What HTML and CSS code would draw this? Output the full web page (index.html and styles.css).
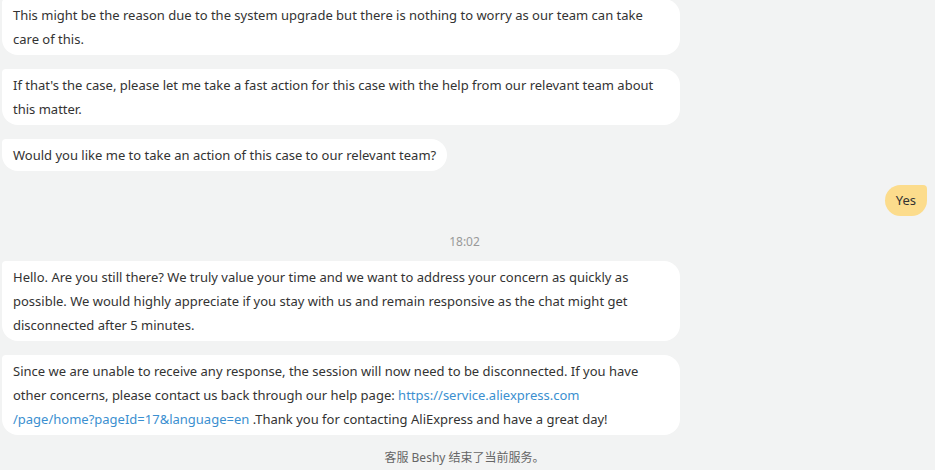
FILE: index.html
```html
<!DOCTYPE html>
<html>
<head>
<meta charset="utf-8">
<link rel="stylesheet" href="styles.css">
</head>
<body>
<div class="chat">
  <div class="msg in first"><div class="bubble">This might be the reason due to the system upgrade but there is nothing to worry as our team can take care of this.</div></div>
  <div class="msg in"><div class="bubble">If that's the case, please let me take a fast action for this case with the help from our relevant team about this matter.</div></div>
  <div class="msg in"><div class="bubble">Would you like me to take an action of this case to our relevant team?</div></div>
  <div class="msg out"><div class="bubble">Yes</div></div>
  <div class="time">18:02</div>
  <div class="msg in"><div class="bubble">Hello. Are you still there? We truly value your time and we want to address your concern as quickly as possible. We would highly appreciate if you stay with us and remain responsive as the chat might get disconnected after 5 minutes.</div></div>
  <div class="msg in"><div class="bubble">Since we are unable to receive any response, the session will now need to be disconnected. If you have other concerns, please contact us back through our help page: <a class="link" href="#">https://service.aliexpress.com<br>/page/home?pageId=17&amp;language=en</a> .Thank you for contacting AliExpress and have a great day!</div></div>
  <div class="notice">客服 Beshy 结束了当前服务。</div>
</div>
</body>
</html>
```

FILE: styles.css
```css
html, body {
  margin: 0;
  padding: 0;
  background: #f2f3f3;
}
body {
  font-family: "Noto Sans", "Noto Sans CJK SC", sans-serif;
  font-size: 13px;
  color: #333;
  width: 935px;
  height: 470px;
  overflow: hidden;
}
.chat {
  display: flex;
  flex-direction: column;
  padding: 0 8px 0 2px;
  margin-top: -1px;
}
.msg {
  display: flex;
  margin-bottom: 14px;
}
.msg.in { justify-content: flex-start; }
.msg.out { justify-content: flex-end; margin-bottom: 0; }
.bubble {
  background: #fff;
  line-height: 24px;
  padding: 4px 11px;
  max-width: 656px;
  border-radius: 4px 16px 16px 16px;
}
.msg.out .bubble {
  background: #fcdc8c;
  border-radius: 16px 4px 16px 16px;
  padding: 3px 11px 4px;
}
.link {
  color: #3b8fd0;
  text-decoration: none;
}
.time {
  text-align: center;
  font-size: 12px;
  color: #999;
  line-height: 16px;
  padding: 18px 0 11px;
}
.notice {
  text-align: center;
  font-size: 12px;
  color: #666;
  line-height: 16px;
  margin-top: 1px;
}
```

## TASK DESCRIPTION
Each line that contains the string "styles" counts once; say how many there are and nothing else.

## EXPECTED ANSWER
3